There are other interesting things going on with the appeals process itself in this case. Because the defendants (the state, most notably the governor and attorney general) support overturning Prop 8, the defendant-interveners (the original Prop 8 proponents) may not be able to appeal. To do so, they have to prove standing, which they did in the original case at the district level. They were able to prove that they had a protected interest in the original case, which granted them standing. However, that standing does not automatically carry over through the appeals.
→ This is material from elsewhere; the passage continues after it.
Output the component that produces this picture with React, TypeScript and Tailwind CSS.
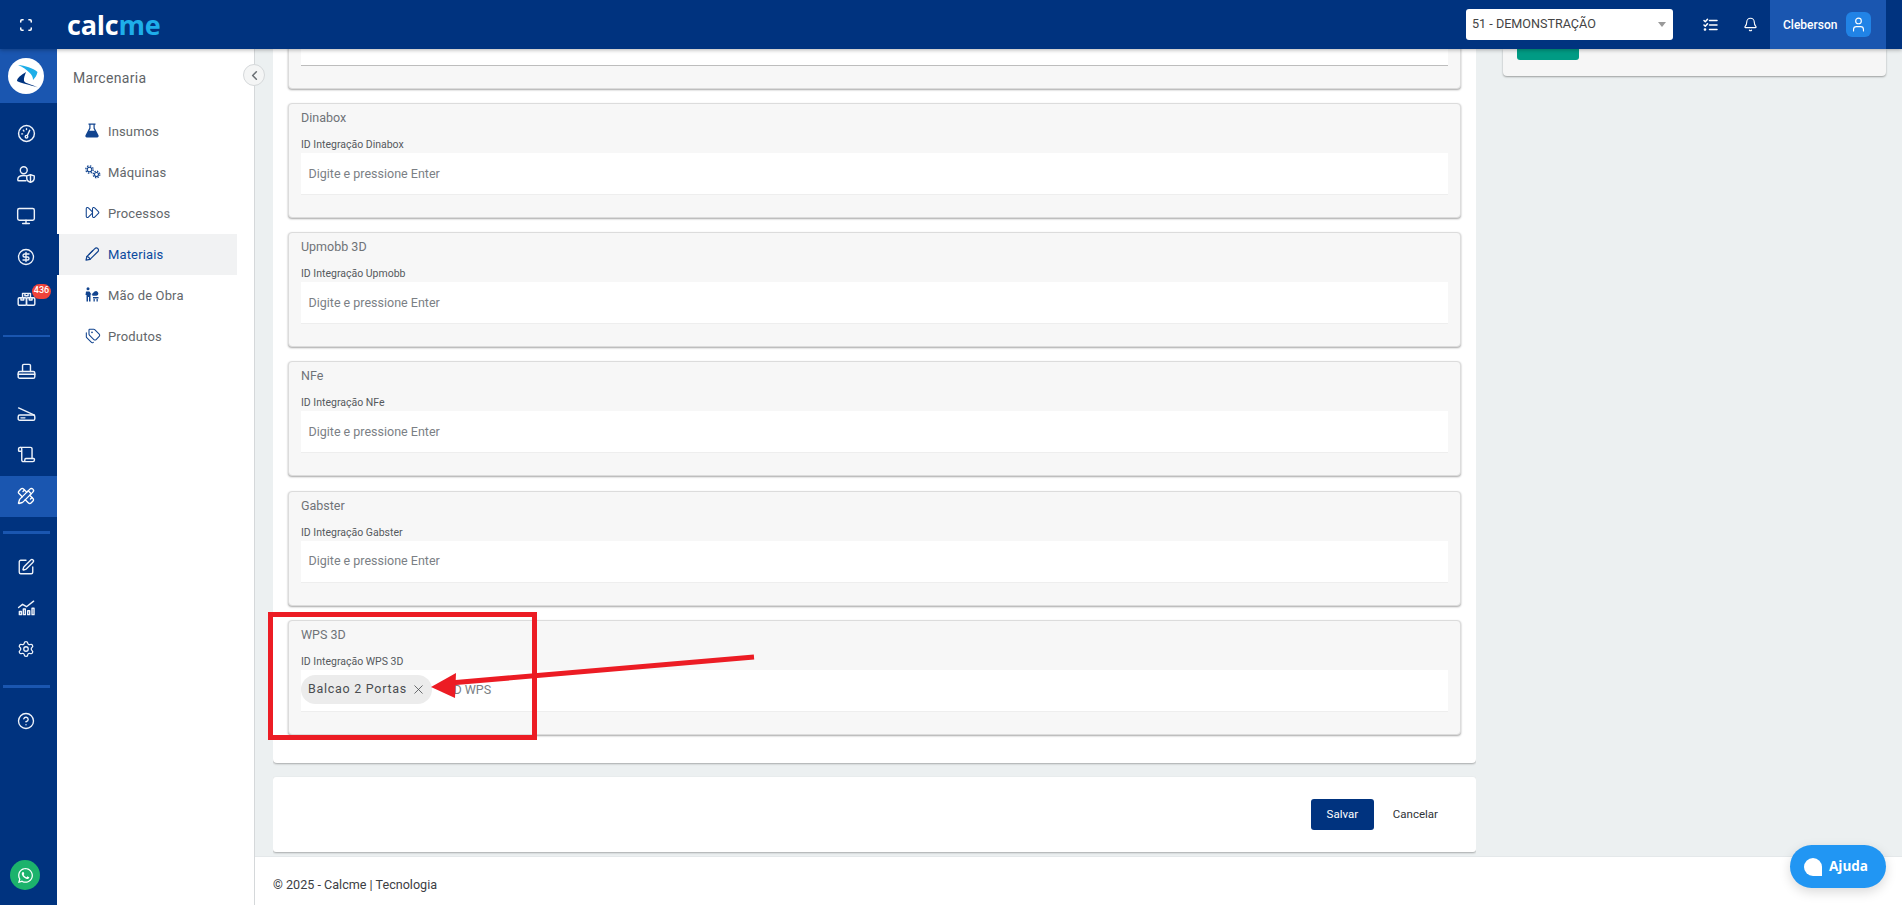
import { Bell, ChevronLeft, CircleDollarSign, CircleHelp, FastForward, Monitor, PencilRuler, Scan, Scroll, Settings, SquarePen, Tags, User, X } from "lucide-react";
import { FaWhatsapp } from "react-icons/fa";
import type { ReactNode } from "react";

const sw = { fill: "none", stroke: "currentColor", strokeWidth: 1.8, strokeLinecap: "round", strokeLinejoin: "round" } as const;

const Svg = ({ children, size = 19 }: { children: ReactNode; size?: number }) => (
  <svg width={size} height={size} viewBox="0 0 24 24" {...sw}>{children}</svg>
);

const GaugeIcon = () => (
  <Svg>
    <circle cx="12" cy="12" r="10" />
    <circle cx="12" cy="16" r="1.6" />
    <path d="M13 14.500 16 8M6 12.500h1M8 8l.7.7M12 6v1" />
  </Svg>
);
const UserShield = () => (
  <svg width="20" height="18" viewBox="0 0 26 24" {...sw} strokeWidth={1.9}>
    <circle cx="10" cy="7" r="4.600" />
    <path d="M13 21H3.500A1.500 1.500 0 0 1 2 19.500C2 16 5 14 10 14c1.500 0 2.500.2 3.500.5" />
    <path d="M19 13l5 1.500v3c0 2.500-2 4.500-5 5.500-3-1-5-3-5-5.500v-3z" />
    <path d="M19 13v10" />
  </svg>
);
const BoxesIcon = () => (
  <Svg>
    <path d="M7 11V5.500h10V11M10 5.500v3h4v-3" />
    <rect x="1.500" y="11" width="10.500" height="9.500" rx="1.500" />
    <rect x="12" y="11" width="10.500" height="9.500" rx="1.500" />
    <path d="M5 11v3h3.500v-3M15.500 11v3H19v-3" />
  </Svg>
);
const PrinterIcon = () => (
  <Svg>
    <path d="M7 12V4.500A1.500 1.500 0 0 1 8.500 3h7A1.500 1.500 0 0 1 17 4.500V12" />
    <rect x="1.500" y="12" width="21" height="8.500" rx="2" />
    <path d="M1.500 15.500h21" />
  </Svg>
);
const ScannerIcon = () => (
  <Svg>
    <path d="M2 5l20 9" />
    <rect x="1.500" y="14" width="21" height="6.500" rx="2" />
    <path d="M5 17.500h5" />
  </Svg>
);
const ChartIcon = () => (
  <Svg>
    <path d="M2 12l5-4 5 3 9-7" />
    <path d="M3 21v-4h2.500v4zM8 21v-7h2.500v7zM13.500 21v-5H16v5zM19 21v-8h2.500v8z" />
  </Svg>
);
const ChecklistIcon = () => (
  <svg width="15" height="13" viewBox="0 0 15 13" fill="none" stroke="currentColor" strokeWidth="1.500" strokeLinecap="round" strokeLinejoin="round">
    <path d="M1 2.500l1.300 1.300L4.500 1.200M1 7l1.300 1.300L4.500 5.700M6.500 2.500H14M6.500 7H14M6.500 11.500H14" />
    <circle cx="2" cy="11.500" r=".6" />
  </svg>
);
const FlaskIcon = () => (
  <svg width="14" height="15" viewBox="0 0 14 15" fill="currentColor">
    <path d="M3.500 0.500h7v1.200H9.700v3.400l3.800 7.200c.5 1-.2 2.200-1.300 2.200H1.800C.7 14.500 0 13.300.5 12.300l3.800-7.200V1.700h-.8zM5.500 1.700v3.700L4.300 7.800h5.400L8.500 5.400V1.700z" fillRule="evenodd" />
  </svg>
);
const GearsIcon = () => (
  <svg width="16" height="14" viewBox="0 0 16 14" fill="none" stroke="currentColor">
    <circle cx="4.500" cy="4.500" r="2.300" strokeWidth="1.100" />
    <circle cx="4.500" cy="4.500" r="3.700" strokeWidth="1.300" strokeDasharray="1.500 1.400" />
    <circle cx="11.500" cy="9.500" r="2" strokeWidth="1.100" />
    <circle cx="11.500" cy="9.500" r="3.300" strokeWidth="1.300" strokeDasharray="1.400 1.200" />
  </svg>
);
const PenIcon = () => (
  <svg width="15" height="14" viewBox="0 0 15 14" fill="none" stroke="currentColor" strokeWidth="1.200" strokeLinejoin="round" strokeLinecap="round">
    <path d="M1 13.200l.9-3.700L9.600 1.800c1-1 2.500-1 3.300-.2.800.8.800 2.300-.2 3.200L5 12.400z" />
    <path d="M1.900 9.500c1.200.1 3 1.700 3.100 2.900M4 7.400l3.700-3.700" />
  </svg>
);
const WorkerIcon = () => (
  <svg width="14" height="15" viewBox="0 0 14 15" fill="currentColor">
    <circle cx="3" cy="1.800" r="1.500" />
    <path d="M1 4.500h3.500l2 3h-1v7H4v-4.500H3v4.500H1.500V8H.5z" />
    <path d="M7 7l2.500-2.500a2.400 2.400 0 1 1 2 4.300H7.500zM8 10h5.500v1.500H8zM8.500 12h1.300v2.500H8.500zM11.500 12h1.300v2.500h-1.300z" />
  </svg>
);
const Swoosh = () => (
  <svg width="36" height="36" viewBox="0 0 36 36">
    <circle cx="18" cy="18" r="18" fill="#fff" />
    <path d="M10 7C17 7.500 25 10 29.500 14 29 17 27 20 25 22 25.500 17 19 11 10 7z" fill="#1eaee8" />
    <path d="M18 14C13 17 9 20 9 23 12 25 22 27 30 29.500 24 26.500 17 25.500 16 23 15.500 20 17 17 18 14z" fill="#00337f" />
  </svg>
);

const menu: [string, ReactNode, boolean][] = [
  ["Insumos", <FlaskIcon />, false],
  ["Máquinas", <GearsIcon />, false],
  ["Processos", <FastForward size={15} strokeWidth={1.7} />, false],
  ["Materiais", <PenIcon />, true],
  ["Mão de Obra", <WorkerIcon />, false],
  ["Produtos", <Tags size={16} strokeWidth={1.6} />, false],
];

const Divider = ({ className }: { className: string }) => (
  <div className={`mx-[3px] w-[47px] shrink-0 bg-[#1a56b0] ${className}`} />
);

const RailRow = ({ children, className }: { children: ReactNode; className: string }) => (
  <div className={`flex shrink-0 items-center justify-center pr-[5px] ${className}`}>{children}</div>
);

const IntegrationCard = ({ title, label, children, line }: { title?: string; label?: string; children?: ReactNode; line?: boolean }) => (
  <section className="mb-[14.2px] h-[115px] shrink-0 rounded-[4px] border border-[#dcdcdc] bg-[#f7f7f7] px-[12px] shadow-[0_1px_2px_rgba(0,0,0,0.35)]">
    <h3 className="h-[27px] pt-[5px] text-[12.5px] leading-[18px] text-[#6f7377]">{title}</h3>
    <div className="mt-[7px] h-[14px] text-[10.5px] leading-[14px] text-[#55595d]">{label}</div>
    <div className={`mt-[1px] flex h-[42px] items-center bg-white ${line ? "border-b border-[#bdbdbd]" : "border-b border-[#eeeeee]"}`}>{children}</div>
  </section>
);

const Placeholder = () => (
  <span className="pl-[7.5px] pt-[1px] text-[12.5px] text-[#7b7f85]">Digite e pressione Enter</span>
);

export default function App() {
  return (
    <div className="relative flex h-[905px] w-[1902px] flex-col overflow-hidden bg-[#ecf0f1] [font-family:Roboto,sans-serif]">
      <header className="relative z-20 flex h-[49px] shrink-0 items-center bg-[#00337f] text-white shadow-[0_1px_4px_rgba(0,0,0,0.3)]">
        <div className="flex w-[51px] items-center justify-center">
          <Scan size={14} strokeWidth={2.6} />
        </div>
        <div className="ml-[16px] text-[27px] font-bold leading-none tracking-[-0.2px] [font-family:'Open_Sans',sans-serif]">
          calc<span className="text-[#1eaeea]">me</span>
        </div>
        <div className="ml-auto flex h-full items-center">
          <div className="flex h-[31px] w-[207px] items-center justify-between rounded-[3px] bg-white pl-[6px] pr-[7px] text-[12.6px] text-[#444]">
            <span>51 - DEMONSTRAÇÃO</span>
            <span className="h-0 w-0 border-x-[4px] border-t-[5px] border-x-transparent border-t-[#999]" />
          </div>
          <div className="ml-[30px] w-[16px]"><ChecklistIcon /></div>
          <div className="ml-[24px] w-[16px]"><Bell size={15} strokeWidth={1.8} /></div>
          <div className="ml-[11px] flex h-full w-[116px] items-center bg-[#1a56b0] pl-[13px]">
            <span className="text-[12px] font-medium">Cleberson</span>
            <span className="ml-[9px] flex h-[25px] w-[25px] items-center justify-center rounded-[6px] bg-[#2183e6]">
              <User size={17} strokeWidth={1.6} />
            </span>
          </div>
          <div className="w-[16px]" />
        </div>
      </header>

      <div className="flex min-h-0 flex-1">
        <aside className="flex w-[57px] shrink-0 flex-col bg-[#00337f] text-[#eef3fa]">
          <div className="flex h-[54px] shrink-0 items-center justify-center bg-[#1a56b0] pr-[5px]">
            <Swoosh />
          </div>
          <div className="h-[9.5px] shrink-0" />
          <RailRow className="h-[41.25px]"><GaugeIcon /></RailRow>
          <RailRow className="h-[41.25px]"><UserShield /></RailRow>
          <RailRow className="h-[41.25px]"><Monitor size={20} strokeWidth={1.7} /></RailRow>
          <RailRow className="h-[41.25px]"><CircleDollarSign size={18} strokeWidth={1.8} /></RailRow>
          <RailRow className="relative h-[41.25px]">
            <BoxesIcon />
            <span className="absolute left-[32px] top-[6px] flex h-[15px] w-[19px] items-center justify-center rounded-full bg-[#f0433a] text-[9px] font-medium text-white">436</span>
          </RailRow>
          <Divider className="mt-[16.25px] h-[2px]" />
          <div className="h-[14px] shrink-0" />
          <RailRow className="h-[41.5px]"><PrinterIcon /></RailRow>
          <RailRow className="h-[41.5px]"><ScannerIcon /></RailRow>
          <RailRow className="h-[41.5px]"><Scroll size={19} strokeWidth={1.8} /></RailRow>
          <RailRow className="h-[41.5px] bg-[#1a56b0] text-white"><PencilRuler size={18} strokeWidth={1.8} /></RailRow>
          <Divider className="mt-[14px] h-[3px]" />
          <div className="h-[12px] shrink-0" />
          <RailRow className="h-[41px]"><SquarePen size={18} strokeWidth={1.8} /></RailRow>
          <RailRow className="h-[41px]"><ChartIcon /></RailRow>
          <RailRow className="h-[41px]"><Settings size={18} strokeWidth={1.7} /></RailRow>
          <Divider className="mt-[16px] h-[3px]" />
          <div className="h-[12.5px] shrink-0" />
          <RailRow className="h-[41px]"><CircleHelp size={18} strokeWidth={1.8} /></RailRow>
          <div className="mb-[15px] ml-[10px] mt-auto flex h-[30px] w-[30px] items-center justify-center rounded-full bg-[#1cb36c] text-white">
            <FaWhatsapp size={17} />
          </div>
        </aside>

        <aside className="relative w-[198px] shrink-0 border-r border-[#d5d8da] bg-white">
          <div className="h-[62px] pl-[16px] pt-[19px] text-[14px] leading-[20px] tracking-[0.3px] text-[#5f6468]">Marcenaria</div>
          <ul className="w-[180px]">
            {menu.map(([name, icon, active]) => (
              <li key={name} className={`flex h-[41px] items-center ${active ? "border-l-2 border-[#00337f] bg-[#f1f2f3] pl-[26px]" : "pl-[28px]"}`}>
                <span className="mb-[2px] flex w-[23px] justify-start text-[#12448f]">{icon}</span>
                <span className={`text-[13px] tracking-[0.15px] ${active ? "text-[#0b4a9e]" : "text-[#63676b]"}`}>{name}</span>
              </li>
            ))}
          </ul>
          <button className="absolute left-[186px] top-[15px] flex h-[22px] w-[22px] items-center justify-center rounded-full border border-[#d5d8da] bg-[#f4f5f5] text-[#6b7075]">
            <ChevronLeft size={15} strokeWidth={2.4} />
          </button>
        </aside>

        <div className="flex min-w-0 flex-1 flex-col">
          <main className="flex min-h-0 flex-1 pl-[18px] pr-[16px]">
            <div className="flex h-full w-[1203px] shrink-0 flex-col justify-end overflow-hidden pb-[4px]">
              <div className="shrink-0 rounded-[4px] bg-white px-[15px] pb-[14px] shadow-[0_1px_2px_rgba(0,0,0,0.3)]">
                <IntegrationCard line />
                <IntegrationCard title="Dinabox" label="ID Integração Dinabox"><Placeholder /></IntegrationCard>
                <IntegrationCard title="Upmobb 3D" label="ID Integração Upmobb"><Placeholder /></IntegrationCard>
                <IntegrationCard title="NFe" label="ID Integração NFe"><Placeholder /></IntegrationCard>
                <IntegrationCard title="Gabster" label="ID Integração Gabster"><Placeholder /></IntegrationCard>
                <IntegrationCard title="WPS 3D" label="ID Integração WPS 3D">
                  <span className="mb-[2px] flex h-[29px] w-[131px] shrink-0 items-center rounded-full bg-[#ececec] pl-[7px] pt-[1px] text-[12.5px] tracking-[0.72px] text-[#4a4d50]">
                    Balcao 2 Portas
                    <X size={15} strokeWidth={1.3} className="ml-[4px]" />
                  </span>
                  <span className="pl-[18px] pt-[1px] text-[12.5px] text-[#7b7f85]">ID WPS</span>
                </IntegrationCard>
              </div>
              <div className="mt-[14px] flex h-[75px] shrink-0 items-center justify-end rounded-[3px] bg-white pr-[38px] shadow-[0_1px_2px_rgba(0,0,0,0.3)]">
                <button className="h-[31px] w-[63px] rounded-[3px] bg-[#00337f] text-[11.5px] text-white">Salvar</button>
                <span className="ml-[19px] text-[11.5px] text-[#2f3337]">Cancelar</span>
              </div>
            </div>
            <div className="ml-[27px] h-[27px] w-[383px] shrink-0 rounded-b-[4px] bg-[#f6f6f6] pl-[14px] shadow-[0_1px_2px_rgba(0,0,0,0.35)]">
              <div className="h-[11px] w-[62px] rounded-b-[3px] bg-[#009b84]" />
            </div>
          </main>
          <footer className="h-[49px] shrink-0 border-t border-[#e4e8ea] bg-white pl-[18px] pt-[19px] text-[12.6px] leading-[18px] text-[#3c4044]">
            © 2025 - Calcme | Tecnologia
          </footer>
        </div>
      </div>

      <button className="absolute left-[1790px] top-[845px] z-30 flex h-[43px] w-[96px] items-center rounded-[22px] bg-[#2196f3] pl-[14px] text-[13.5px] font-bold text-white shadow-[0_4px_12px_rgba(0,0,0,0.15)] [font-family:'Open_Sans',sans-serif]">
        <span className="h-[18px] w-[18px] rounded-[50%_50%_0_50%] bg-white" />
        <span className="ml-[7px]">Ajuda</span>
      </button>

      <div className="absolute left-[268px] top-[612px] z-30 h-[128px] w-[269px] border-[5px] border-[#ec1c24]" />
      <svg className="absolute left-[420px] top-[650px] z-30" width="345" height="60" viewBox="0 0 345 60">
        <path d="M334 7 L30 33" stroke="#ec1c24" strokeWidth="5" fill="none" />
        <path d="M11 37 L36 23 L35 48 Z" fill="#ec1c24" />
      </svg>
    </div>
  );
}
As a result, if the Ninth Circuit finds that the defendant interveners do not have standing, they cannot appeal the case and the decision would stand in California and end there.
It should be noted I am simply repeating analysis of this case that I have read elsewhere. I have no legal background and if anyone can explain this better, please do.
You explained it very well and what you said is pretty much what I read in the decision to lift the stay.
That is interesting. So if same sex marriage is allowed then the Morman's have some ground to push for their form of marriage as well.
Can't discriminate against one form over another, can we ?
Tangentially, perhaps, though the rational basis review would have to be applied all over again, this time examining polygamous marriages and attempting to weigh the state's interest in prohibiting them against the appellants' First and Fourteenth Amendment rights.
Many people are under the mistaken impression that the Equal Protection Clause of the Fourteenth Amendment is interpreted as allowing no discrimination. This is not so. The government can indeed discriminate. But the argument for that discrimination must pass, at a minimum, rational basis and in some cases scrutiny or strict scrutiny. Judge Walker did not hold that laws prohibiting same-sex marriage must pass scrutiny or strict scrutiny (both are more stringent and difficult for the government to pass than rational basis) but he did hold that they must pass rational basis and that they failed. A ban on polygamous marriages would have to pass the same test of rational basis at a minimum in order for a court to uphold such a ban.
Judge Walker's decision in Perry v. Schwarzenegger was largely built upon Romer v. Evans (1996) and Lawrence v. Texas (2003), neither of which would be particularly useful precedents in a presentation arguing for legalization of polygamous marriages.
Such a case would be more likely to be firmly rooted in Loving v. Virginia (1967) and Zablocki v. Redhail (1978), the major cases which established a fundamental right to marriage. It would also be rooted in the First Amendment, specifically the Establishment Clause. It would have some similarities to Perry v. Schwarzenegger, but I don't think that case would be of particular value as precedent.
Personally, I have no problem with legal recognition of polygamous marriages. But then, I'm not a big-government control freak who wants to micromanage human relationships and/or consensual sexual behavior between adults.
Tangentially, perhaps, though the rational basis review would have to be applied all over again, this time examining polygamous marriages and attempting to weigh the state's interest in prohibiting them against the appellants' First and Fourteenth Amendment rights.
Many people are under the mistaken impression that the Equal Protection Clause of the Fourteenth Amendment is interpreted as allowing no discrimination. This is not so. The government can indeed discriminate. But the argument for that discrimination must pass, at a minimum, rational basis and in some cases scrutiny or strict scrutiny. Judge Walker did not hold that laws prohibiting same-sex marriage must pass scrutiny or strict scrutiny (both are more stringent and difficult for the government to pass than rational basis) but he did hold that they must pass rational basis and that they failed. A ban on polygamous marriages would have to pass the same test of rational basis at a minimum in order for a court to uphold such a ban.
Judge Walker's decision in Perry v. Schwarzenegger was largely built upon Romer v. Evans (1996) and Lawrence v. Texas (2003), neither of which would be particularly useful precedents in a presentation arguing for legalization of polygamous marriages.
Such a case would be more likely to be firmly rooted in Loving v. Virginia (1967) and Zablocki v. Redhail (1978), the major cases which established a fundamental right to marriage. It would also be rooted in the First Amendment, specifically the Establishment Clause. It would have some similarities to Perry v. Schwarzenegger, but I don't think that case would be of particular value as precedent.
Personally, I have no problem with legal recognition of polygamous marriages. But then, I'm not a big-government control freak who wants to micromanage human relationships and/or consensual sexual behavior between adults.
Me neither. I did find it interesting that those posters in favor of this were quick to jump on the Mormans and multiple wives when that was brought up. If you are not going to discriminate types of marriages, then it must be done across the board so as not to discriminate. What is good for one group must be good for all groups. If you want equality then it must be applied equally.
Funny how so many people, usually opposed to marriage equality, think that those who support it must be gay...
I am a liberal who was raised not to hate others. It's ignorant that people that are oppossed to it think everyone in support is a raging homosexual. I am also athiest so I hate religion therefore I have no reason to believe anything the bible says.